We will show various issues related to processing particle errors and spelling errors in an agglutinative language like Korean. Linguistic awareness plays a crucial role not only in language learning but also error processing. By building up annotated learner corpus, we provide a platform for research into different realms of second language acquisition, linguistics, and the automatic analysis of learner language.

Speakers

Sun-Hee Lee, Seok Bae Jang, and Markus Dickinson

Sun-Hee Lee is an assistant professor in the Department of East Asian Languages and Literatures at Wellesley College. Her areas of expertise include Korean syntax, semantics, corpus linguistics, and Korean language teaching. She has been working on lexical analysis of long-distance dependency, pronoun/anaphor resolution, and corpus annotation. Her current research interests include learner corpus annotation and the automatic analysis of learner language for developing an intelligent computer-assisted language learning (ICALL) system of Korean.

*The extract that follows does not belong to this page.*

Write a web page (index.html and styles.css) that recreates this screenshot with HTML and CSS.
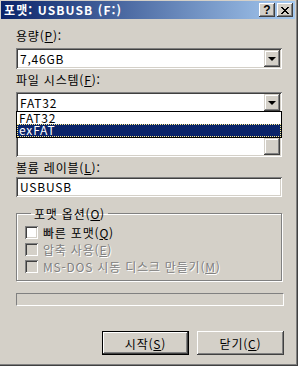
FILE: index.html
```html
<!DOCTYPE html>
<html lang="ko">
<head>
    <meta charset="UTF-8">
    <title>포맷: USBUSB (F:)</title>
    <link rel="stylesheet" href="styles.css">
</head>
<body>
    <div class="window">
        <div class="titlebar">
            <span class="title">포맷: USBUSB (F:)</span>
            <div class="tbtns">
                <span class="tbtn">?</span>
                <span class="tbtn">
                    <svg width="8" height="7" viewBox="0 0 8 7"><path d="M0 0h2v1h1v1h2v-1h1v-1h2v1h-1v1h-1v1h-1v1h1v1h1v1h1v1h-2v-1h-1v-1h-2v1h-1v1h-2v-1h1v-1h1v-1h1v-1h-1v-1h-1v-1h-1z" fill="#000"/></svg>
                </span>
            </div>
        </div>

        <div class="content">
            <div class="label">용량(<u>P</u>):</div>
            <div class="combo">
                <div class="combo-text">7,46GB</div>
                <div class="drop-btn"><i class="arrow"></i></div>
            </div>

            <div class="label">파일 시스템(<u>F</u>):</div>
            <div class="combo">
                <div class="combo-text">FAT32</div>
                <div class="drop-btn"><i class="arrow"></i></div>
            </div>

            <!-- allocation size row, covered by the open list -->
            <div class="label covered"></div>
            <div class="combo">
                <div class="combo-text"></div>
                <div class="drop-btn"></div>
            </div>

            <div class="label">볼륨 레이블(<u>L</u>):</div>
            <div class="edit">USBUSB</div>

            <fieldset class="group">
                <legend>포맷 옵션(<u>O</u>)</legend>
                <label class="check"><span class="box"></span><span>빠른 포맷(<u>Q</u>)</span></label>
                <label class="check disabled"><span class="box"></span><span>압축 사용(<u>E</u>)</span></label>
                <label class="check disabled"><span class="box"></span><span>MS-DOS 시동 디스크 만들기(<u>M</u>)</span></label>
            </fieldset>

            <div class="progress"></div>

            <div class="buttons">
                <button class="btn default">시작(<u>S</u>)</button>
                <button class="btn">닫기(<u>C</u>)</button>
            </div>

            <div class="droplist">
                <div class="item">FAT32</div>
                <div class="item selected">exFAT</div>
            </div>
        </div>
    </div>
</body>
</html>
```

FILE: styles.css
```css
* {
    margin: 0;
    padding: 0;
    box-sizing: border-box;
}

body {
    width: 298px;
    height: 366px;
    overflow: hidden;
    background: #d4d0c8;
    font-family: "Noto Sans CJK KR", sans-serif;
    font-size: 12px;
    letter-spacing: 0.8px;
    color: #000;
}

u {
    text-decoration: underline;
    text-underline-offset: 1px;
}

.window {
    width: 298px;
    height: 366px;
    padding: 1px;
    border-right: 1px solid #404040;
    border-bottom: 1px solid #404040;
    box-shadow: inset -1px -1px #808080;
}

.titlebar {
    height: 18px;
    display: flex;
    align-items: center;
    justify-content: space-between;
    padding: 0 2px 0 3px;
    margin-right: 1px;
    background: linear-gradient(to right, #0a246a, #a6caf0);
    color: #fff;
    font-weight: bold;
    font-size: 12px;
    letter-spacing: 1.1px;
    line-height: 18px;
}

.tbtns {
    display: flex;
    gap: 2px;
}

.tbtn {
    width: 16px;
    height: 14px;
    display: flex;
    align-items: center;
    justify-content: center;
    background: #d4d0c8;
    box-shadow: inset -1px -1px #404040, inset 1px 1px #fff, inset -2px -2px #808080;
    color: #000;
    font-family: "Liberation Sans", sans-serif;
    font-size: 12px;
    font-weight: bold;
    letter-spacing: 0;
    line-height: 14px;
}

.content {
    position: relative;
    width: 267px;
    margin-left: 15px;
    padding-top: 10px;
    display: flex;
    flex-direction: column;
}

.label {
    height: 13px;
    line-height: 13px;
    margin-bottom: 6px;
}

.combo {
    height: 21px;
    width: 266px;
    display: flex;
    align-items: center;
    justify-content: space-between;
    padding: 2px;
    margin-bottom: 4px;
    background: #fff;
    box-shadow: inset 1px 1px #808080, inset -1px -1px #fff, inset 2px 2px #404040, inset -2px -2px #d4d0c8;
}

.combo-text {
    padding-left: 2px;
    line-height: 15px;
}

.drop-btn {
    width: 16px;
    height: 17px;
    display: flex;
    align-items: center;
    justify-content: center;
    background: #d4d0c8;
    box-shadow: inset -1px -1px #404040, inset 1px 1px #d4d0c8, inset -2px -2px #808080, inset 2px 2px #fff;
}

.arrow {
    width: 0;
    height: 0;
    border-left: 4px solid transparent;
    border-right: 4px solid transparent;
    border-top: 4px solid #000;
    margin-top: 1px;
}

.edit {
    height: 20px;
    width: 266px;
    margin-top: -3px;
    padding: 2px 4px;
    line-height: 16px;
    background: #fff;
    box-shadow: inset 1px 1px #808080, inset -1px -1px #fff, inset 2px 2px #404040, inset -2px -2px #d4d0c8;
}

.group {
    width: 266px;
    height: 74px;
    margin-top: 10px;
    padding: 6px 0 0 8px;
    border: 1px solid #808080;
    box-shadow: 1px 1px #fff, inset 1px 1px #fff;
    display: flex;
    flex-direction: column;
    gap: 4px;
}

.group legend {
    margin-left: 6px;
    padding: 0 3px;
    line-height: 13px;
}

.check {
    display: flex;
    align-items: center;
    gap: 5px;
    height: 13px;
    line-height: 13px;
}

.box {
    width: 13px;
    height: 13px;
    background: #fff;
    box-shadow: inset 1px 1px #808080, inset -1px -1px #fff, inset 2px 2px #404040, inset -2px -2px #d4d0c8;
}

.check.disabled {
    color: #808080;
    text-shadow: 1px 1px #fff;
}

.check.disabled .box {
    background: #d4d0c8;
}

.progress {
    width: 268px;
    height: 13px;
    margin-top: 12px;
    border-top: 1px solid #808080;
    border-left: 1px solid #808080;
    border-bottom: 1px solid #fff;
    border-right: 1px solid #fff;
}

.buttons {
    display: flex;
    justify-content: flex-end;
    gap: 8px;
    margin-top: 25px;
    width: 268px;
}

.btn {
    width: 87px;
    height: 24px;
    font-family: inherit;
    font-size: 12px;
    letter-spacing: 0.8px;
    background: #d4d0c8;
    border: none;
    box-shadow: inset -1px -1px #404040, inset 1px 1px #fff, inset -2px -2px #808080;
}

.btn.default {
    border: 1px solid #000;
}

.droplist {
    position: absolute;
    left: 0;
    top: 92px;
    width: 266px;
    height: 27px;
    background: #fff;
    border: 1px solid #000;
}

.droplist .item {
    height: 12px;
    line-height: 12px;
    padding-left: 2px;
}

.droplist .item.selected {
    height: 13px;
    background: #0a246a;
    color: #fff;
    outline: 1px dotted #ffee88;
    outline-offset: -1px;
}
```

Seok Bae Jang is a visiting lecturer of Korean in the Department of Asian and Near Easter languages at Brigham Young University.He is interested in corpus annotation and linguistic processing, especially Korean language processing, temporal and event processing, summarization evaluation, and the automatic analysis of learner language for the intelligent computer-assisted language learning applications.

Markus Dickinson is an assistant professor in the Department of Linguistics at Indiana University, specializing in computational linguistics. His research interests include exploring the intersection of corpus annotation and linguistic processing, especially the detection of annotation errors; and research into the automatic analysis of learner language, especially for intelligent computer-assisted language learning applications.